To represent multiple character sets, the ISO/IEC 2022 character encodings include escape sequences which indicate the character set for characters which follow. The escape sequences are registered with ISO and follow the patterns defined within the standard. These character encodings require data to be processed sequentially in a forward direction since the correct interpretation of the data depends on previously encountered escape sequences.

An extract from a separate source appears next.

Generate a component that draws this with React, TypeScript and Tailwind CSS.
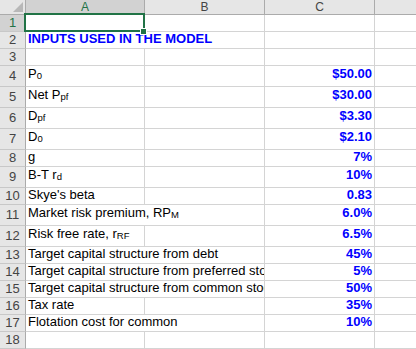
import React from "react";

type Row = {
  h: number;
  a?: React.ReactNode;
  c?: string;
  span?: boolean;
  sel?: boolean;
};

const S = ({ children }: { children: React.ReactNode }) => (
  <sub className="text-[9.5px] bottom-[-1px]">{children}</sub>
);

const rows: Row[] = [
  { h: 17, sel: true },
  {
    h: 17,
    span: true,
    a: <span className="font-bold text-[#0000ff]">INPUTS USED IN THE MODEL</span>,
  },
  { h: 17 },
  { h: 21, a: <>P<S>0</S></>, c: "$50.00" },
  { h: 21, a: <>Net P<S>pf</S></>, c: "$30.00" },
  { h: 21, a: <>D<S>pf</S></>, c: "$3.30" },
  { h: 21, a: <>D<S>0</S></>, c: "$2.10" },
  { h: 17, a: "g", c: "7%" },
  { h: 21, a: <>B-T r<S>d</S></>, c: "10%" },
  { h: 17, a: "Skye's beta", c: "0.83" },
  { h: 21, span: true, a: <>Market risk premium, RP<S>M</S></>, c: "6.0%" },
  { h: 21, a: <>Risk free rate, r<S>RF</S></>, c: "6.5%" },
  { h: 17, span: true, a: "Target capital structure from debt", c: "45%" },
  { h: 17, span: true, a: "Target capital structure from preferred stock", c: "5%" },
  { h: 17, span: true, a: "Target capital structure from common stock", c: "50%" },
  { h: 17, a: "Tax rate", c: "35%" },
  { h: 17, span: true, a: "Flotation cost for common", c: "10%" },
  { h: 17 },
];

export default function App() {
  return (
    <div className="relative w-[416px] h-[349px] overflow-hidden bg-white font-['Liberation_Sans',Arial,sans-serif] text-[13px] text-black">
      {/* column headers */}
      <div className="flex h-[15px] text-[12px] leading-[14px] text-[#444]">
        <div className="w-[26px] h-full shrink-0 border-r border-b border-[#ababab] bg-[#e6e6e6] flex items-end justify-end pr-[2px] pb-[2px]">
          <svg width="10" height="10" viewBox="0 0 10 10">
            <polygon points="10,0 10,10 0,10" fill="#b8b8b8" />
          </svg>
        </div>
        <div className="w-[119px] h-full shrink-0 border-r border-b border-[#ababab] bg-[#d2d2d2] text-[#217346] flex items-center justify-center">
          A
        </div>
        <div className="w-[120px] h-full shrink-0 border-r border-b border-[#ababab] bg-[#e6e6e6] flex items-center justify-center">
          B
        </div>
        <div className="w-[110px] h-full shrink-0 border-r border-b border-[#ababab] bg-[#e6e6e6] flex items-center justify-center">
          C
        </div>
        <div className="flex-1 h-full border-b border-[#ababab] bg-[#e6e6e6]" />
      </div>

      {rows.map((r, i) => {
        const tall = r.h === 21;
        const pb = tall ? "pb-[3px]" : "pb-0";
        return (
          <div key={i} className="flex" style={{ height: r.h }}>
            <div
              className={
                r.sel
                  ? "w-[26px] h-full shrink-0 border-r border-b border-r-[#ababab] border-b-[#c8c8c8] bg-[#d2d2d2] text-[#217346] flex items-center justify-center"
                  : "w-[26px] h-full shrink-0 border-r border-b border-r-[#ababab] border-b-[#c8c8c8] bg-[#e6e6e6] text-[#444] flex items-center justify-center"
              }
            >
              {i + 1}
            </div>
            {r.span ? (
              <div className={`w-[239px] h-full shrink-0 border-r border-b border-[#d4d4d4] flex items-end pl-[2px] overflow-hidden whitespace-nowrap ${pb}`}>
                <span>{r.a}</span>
              </div>
            ) : (
              <>
                <div className={`w-[119px] h-full shrink-0 border-r border-b border-[#d4d4d4] flex items-end pl-[2px] overflow-hidden whitespace-nowrap ${pb}`}>
                  <span>{r.a}</span>
                </div>
                <div className="w-[120px] h-full shrink-0 border-r border-b border-[#d4d4d4]" />
              </>
            )}
            <div className={`w-[110px] h-full shrink-0 border-r border-b border-[#d4d4d4] flex items-end justify-end pr-[2px] font-bold text-[#0000ff] whitespace-nowrap ${pb}`}>
              {r.c}
            </div>
            <div className="flex-1 h-full border-b border-[#d4d4d4]" />
          </div>
        );
      })}

      {/* active cell selection */}
      <div className="absolute left-[24px] top-[13px] w-[121px] h-[19px] border-2 border-[#217346]" />
      <div className="absolute left-[140px] top-[28px] w-[7px] h-[7px] bg-[#217346] border border-white" />
    </div>
  );
}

Note, that other standards such as ISO-2022-JP may impose additional conditions such as the current character set is reset to US-ASCII at the end of a line.

Shift-JIS

a character encoding for the Japanese language, originally developed by a Japanese company called ASCII Corporation in conjunction with Microsoft and standardized as JIS X 0208 Appendix 1. The single-byte characters 0x00 to 0x7F match the ASCII encoding, except for a yen sign (U+00A5) at 0x5C and an overline (U+203E) at 0x7E in place of the ASCII character set's backslash and tilde respectively. The single-byte characters from 0xA1 to 0xDF map to the half-width katakana characters found in JIS X 0201.The lead bytes for the double-byte characters are "shifted" around the 64 half-width katakana characters in the single-byte range 0xA1 to 0xDF.

GB 2312

The registered internet name for a key official character set of the People's Republic of China, used for simplified Chinese characters. GB abbreviates Guojia Biaozhun, which means national standard in Chinese.

Big5

A Chinese character encoding method used in Taiwan, Hong Kong, and Macau for Traditional Chinese characters.